**Do this**
From the listing below, extract each line containing the string "index".

**Records for this task**
★ ★ ★ ★

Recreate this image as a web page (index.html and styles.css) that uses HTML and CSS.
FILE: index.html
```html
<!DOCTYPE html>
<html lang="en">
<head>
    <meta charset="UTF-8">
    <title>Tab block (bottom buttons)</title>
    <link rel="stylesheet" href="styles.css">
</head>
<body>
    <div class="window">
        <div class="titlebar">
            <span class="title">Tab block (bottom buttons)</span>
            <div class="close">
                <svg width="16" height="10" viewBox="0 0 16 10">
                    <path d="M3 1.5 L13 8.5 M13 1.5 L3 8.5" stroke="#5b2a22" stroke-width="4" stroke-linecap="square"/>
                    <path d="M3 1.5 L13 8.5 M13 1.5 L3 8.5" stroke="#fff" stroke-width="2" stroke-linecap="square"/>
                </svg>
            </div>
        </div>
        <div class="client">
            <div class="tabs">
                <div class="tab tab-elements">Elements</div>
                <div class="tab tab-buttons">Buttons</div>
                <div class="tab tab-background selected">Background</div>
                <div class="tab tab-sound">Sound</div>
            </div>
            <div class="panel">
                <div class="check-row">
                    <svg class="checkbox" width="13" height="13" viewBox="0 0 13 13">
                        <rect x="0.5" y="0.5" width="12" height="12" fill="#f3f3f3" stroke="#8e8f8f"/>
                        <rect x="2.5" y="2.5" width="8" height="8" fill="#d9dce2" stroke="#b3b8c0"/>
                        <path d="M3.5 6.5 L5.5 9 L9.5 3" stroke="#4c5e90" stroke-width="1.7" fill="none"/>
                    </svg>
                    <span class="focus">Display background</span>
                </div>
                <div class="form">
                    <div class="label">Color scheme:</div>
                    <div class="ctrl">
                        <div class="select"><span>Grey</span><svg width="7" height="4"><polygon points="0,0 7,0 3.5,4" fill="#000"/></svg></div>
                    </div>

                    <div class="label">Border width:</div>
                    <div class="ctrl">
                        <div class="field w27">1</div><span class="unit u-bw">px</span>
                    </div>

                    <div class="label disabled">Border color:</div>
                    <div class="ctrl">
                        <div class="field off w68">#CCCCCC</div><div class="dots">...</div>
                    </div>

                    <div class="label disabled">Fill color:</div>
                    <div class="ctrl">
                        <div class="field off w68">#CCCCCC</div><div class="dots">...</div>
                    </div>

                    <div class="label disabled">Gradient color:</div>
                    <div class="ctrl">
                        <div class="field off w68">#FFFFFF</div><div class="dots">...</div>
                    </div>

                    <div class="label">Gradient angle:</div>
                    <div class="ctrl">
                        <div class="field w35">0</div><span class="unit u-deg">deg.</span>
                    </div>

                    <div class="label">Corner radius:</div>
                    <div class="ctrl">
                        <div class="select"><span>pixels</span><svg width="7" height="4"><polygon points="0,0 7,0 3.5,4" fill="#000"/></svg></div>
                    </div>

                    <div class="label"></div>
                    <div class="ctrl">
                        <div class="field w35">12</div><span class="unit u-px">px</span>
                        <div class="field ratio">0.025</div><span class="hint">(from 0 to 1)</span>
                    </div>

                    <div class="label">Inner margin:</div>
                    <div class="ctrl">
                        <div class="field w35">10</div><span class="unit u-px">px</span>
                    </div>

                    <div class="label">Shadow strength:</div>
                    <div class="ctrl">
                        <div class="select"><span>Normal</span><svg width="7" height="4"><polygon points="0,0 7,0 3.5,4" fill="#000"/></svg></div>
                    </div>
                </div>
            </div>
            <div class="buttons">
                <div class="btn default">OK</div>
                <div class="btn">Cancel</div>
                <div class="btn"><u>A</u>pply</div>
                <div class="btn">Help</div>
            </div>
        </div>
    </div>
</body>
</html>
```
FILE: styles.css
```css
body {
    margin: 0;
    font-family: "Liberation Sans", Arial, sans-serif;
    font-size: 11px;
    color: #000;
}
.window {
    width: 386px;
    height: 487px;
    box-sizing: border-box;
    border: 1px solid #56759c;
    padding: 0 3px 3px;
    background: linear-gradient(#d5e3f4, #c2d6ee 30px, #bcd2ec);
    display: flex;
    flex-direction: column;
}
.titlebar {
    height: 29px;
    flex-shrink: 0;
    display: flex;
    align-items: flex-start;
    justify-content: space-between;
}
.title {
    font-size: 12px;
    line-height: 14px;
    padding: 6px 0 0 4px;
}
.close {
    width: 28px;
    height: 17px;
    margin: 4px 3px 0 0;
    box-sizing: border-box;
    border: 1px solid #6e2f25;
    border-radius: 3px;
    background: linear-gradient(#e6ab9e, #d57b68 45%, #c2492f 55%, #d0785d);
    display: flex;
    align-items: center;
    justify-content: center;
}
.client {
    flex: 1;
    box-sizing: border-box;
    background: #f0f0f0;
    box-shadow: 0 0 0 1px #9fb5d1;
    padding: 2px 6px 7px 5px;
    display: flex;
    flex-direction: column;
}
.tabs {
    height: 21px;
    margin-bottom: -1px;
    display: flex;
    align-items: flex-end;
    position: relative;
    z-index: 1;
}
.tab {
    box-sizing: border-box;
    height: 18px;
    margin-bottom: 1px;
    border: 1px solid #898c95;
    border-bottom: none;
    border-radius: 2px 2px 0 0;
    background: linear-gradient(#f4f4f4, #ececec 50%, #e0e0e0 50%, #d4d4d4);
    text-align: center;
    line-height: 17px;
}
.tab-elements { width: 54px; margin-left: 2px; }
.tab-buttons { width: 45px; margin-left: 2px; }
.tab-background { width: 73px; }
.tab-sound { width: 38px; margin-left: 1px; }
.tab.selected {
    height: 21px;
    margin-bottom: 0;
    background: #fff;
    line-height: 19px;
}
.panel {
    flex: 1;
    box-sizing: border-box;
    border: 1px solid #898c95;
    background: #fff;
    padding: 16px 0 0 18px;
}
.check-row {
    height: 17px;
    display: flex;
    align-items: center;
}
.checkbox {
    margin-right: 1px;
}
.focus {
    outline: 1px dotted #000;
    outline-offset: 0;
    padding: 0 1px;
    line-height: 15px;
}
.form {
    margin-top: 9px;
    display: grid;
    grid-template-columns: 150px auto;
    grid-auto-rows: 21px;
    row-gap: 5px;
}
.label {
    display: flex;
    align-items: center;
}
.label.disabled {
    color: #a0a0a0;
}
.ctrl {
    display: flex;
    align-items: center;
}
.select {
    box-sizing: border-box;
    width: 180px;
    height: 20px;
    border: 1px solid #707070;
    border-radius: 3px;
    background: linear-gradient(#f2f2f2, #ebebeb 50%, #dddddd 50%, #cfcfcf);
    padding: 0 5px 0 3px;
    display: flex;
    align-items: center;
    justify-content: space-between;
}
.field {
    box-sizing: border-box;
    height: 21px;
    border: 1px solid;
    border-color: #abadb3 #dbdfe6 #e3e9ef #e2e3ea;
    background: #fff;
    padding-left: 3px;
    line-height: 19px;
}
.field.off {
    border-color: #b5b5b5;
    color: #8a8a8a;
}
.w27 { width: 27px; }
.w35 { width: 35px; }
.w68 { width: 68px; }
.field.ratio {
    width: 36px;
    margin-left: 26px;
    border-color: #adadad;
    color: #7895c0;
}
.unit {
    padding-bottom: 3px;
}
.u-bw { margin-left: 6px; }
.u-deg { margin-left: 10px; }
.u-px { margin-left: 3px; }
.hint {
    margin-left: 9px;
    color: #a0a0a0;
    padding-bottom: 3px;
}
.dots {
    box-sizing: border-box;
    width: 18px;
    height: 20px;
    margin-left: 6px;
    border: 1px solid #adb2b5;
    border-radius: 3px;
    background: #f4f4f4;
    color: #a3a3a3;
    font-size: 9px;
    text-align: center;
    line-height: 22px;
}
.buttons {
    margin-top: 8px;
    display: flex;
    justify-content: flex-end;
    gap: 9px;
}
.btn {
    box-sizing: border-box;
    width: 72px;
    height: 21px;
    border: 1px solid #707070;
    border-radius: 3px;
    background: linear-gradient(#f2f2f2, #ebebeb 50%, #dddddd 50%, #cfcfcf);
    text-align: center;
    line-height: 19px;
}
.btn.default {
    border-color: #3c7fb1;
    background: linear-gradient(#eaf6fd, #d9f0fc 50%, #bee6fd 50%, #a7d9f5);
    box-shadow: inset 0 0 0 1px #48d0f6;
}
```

★ ★ ★ ★

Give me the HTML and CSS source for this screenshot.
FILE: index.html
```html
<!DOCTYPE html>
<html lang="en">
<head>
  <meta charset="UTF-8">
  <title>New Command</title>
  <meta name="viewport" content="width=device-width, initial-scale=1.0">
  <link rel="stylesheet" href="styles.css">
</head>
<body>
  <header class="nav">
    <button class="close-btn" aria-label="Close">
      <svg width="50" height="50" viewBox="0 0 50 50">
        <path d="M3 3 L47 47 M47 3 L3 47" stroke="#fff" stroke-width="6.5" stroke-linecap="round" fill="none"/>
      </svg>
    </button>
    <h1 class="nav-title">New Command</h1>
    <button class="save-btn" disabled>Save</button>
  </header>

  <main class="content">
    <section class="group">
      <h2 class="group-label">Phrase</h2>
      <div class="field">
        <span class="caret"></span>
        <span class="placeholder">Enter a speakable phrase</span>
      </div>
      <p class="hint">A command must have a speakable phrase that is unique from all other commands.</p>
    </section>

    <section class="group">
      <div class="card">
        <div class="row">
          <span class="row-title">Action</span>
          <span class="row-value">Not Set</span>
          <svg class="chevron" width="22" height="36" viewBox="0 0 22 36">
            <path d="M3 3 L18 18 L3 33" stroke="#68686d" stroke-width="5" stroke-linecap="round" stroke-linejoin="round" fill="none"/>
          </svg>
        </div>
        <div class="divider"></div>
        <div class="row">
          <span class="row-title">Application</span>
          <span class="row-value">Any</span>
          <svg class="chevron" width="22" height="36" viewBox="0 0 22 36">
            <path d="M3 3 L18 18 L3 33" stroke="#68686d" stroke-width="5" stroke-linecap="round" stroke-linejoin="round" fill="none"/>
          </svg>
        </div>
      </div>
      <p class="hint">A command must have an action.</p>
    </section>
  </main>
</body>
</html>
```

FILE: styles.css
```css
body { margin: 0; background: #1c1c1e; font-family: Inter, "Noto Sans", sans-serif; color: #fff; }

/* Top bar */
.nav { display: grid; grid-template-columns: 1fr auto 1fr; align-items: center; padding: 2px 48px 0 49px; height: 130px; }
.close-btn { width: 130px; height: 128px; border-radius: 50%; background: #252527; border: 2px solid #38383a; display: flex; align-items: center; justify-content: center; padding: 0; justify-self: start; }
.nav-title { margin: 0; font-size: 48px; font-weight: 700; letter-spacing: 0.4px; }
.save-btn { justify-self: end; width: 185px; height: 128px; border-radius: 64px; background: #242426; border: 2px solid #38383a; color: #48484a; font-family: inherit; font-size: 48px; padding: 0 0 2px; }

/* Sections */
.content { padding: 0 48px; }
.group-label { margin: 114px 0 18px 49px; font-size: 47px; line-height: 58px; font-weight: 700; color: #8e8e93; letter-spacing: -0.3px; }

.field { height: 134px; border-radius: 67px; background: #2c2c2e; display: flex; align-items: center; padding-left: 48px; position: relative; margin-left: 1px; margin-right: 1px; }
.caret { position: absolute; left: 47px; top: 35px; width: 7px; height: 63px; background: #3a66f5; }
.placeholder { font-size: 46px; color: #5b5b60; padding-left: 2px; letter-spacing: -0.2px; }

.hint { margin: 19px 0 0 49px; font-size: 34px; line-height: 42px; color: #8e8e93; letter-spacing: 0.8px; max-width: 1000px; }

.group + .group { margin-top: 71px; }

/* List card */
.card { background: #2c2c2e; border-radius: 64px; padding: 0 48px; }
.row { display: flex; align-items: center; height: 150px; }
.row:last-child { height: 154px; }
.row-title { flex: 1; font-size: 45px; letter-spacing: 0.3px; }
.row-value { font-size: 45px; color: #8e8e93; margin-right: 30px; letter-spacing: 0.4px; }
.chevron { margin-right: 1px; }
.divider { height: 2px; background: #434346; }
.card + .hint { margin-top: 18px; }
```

★ ★ ★ ★

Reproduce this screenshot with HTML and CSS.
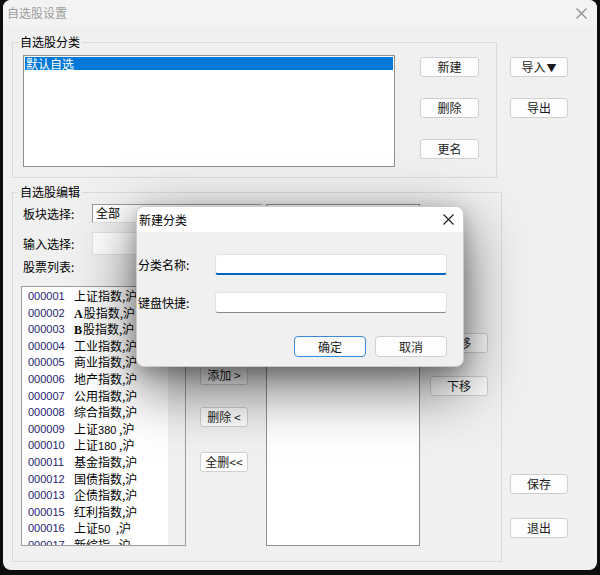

★ ★ ★ ★

**Final result**
Recreate this image as a web page (index.html and styles.css) that uses HTML and CSS.
FILE: index.html
    z-index: 1;
FILE: index.html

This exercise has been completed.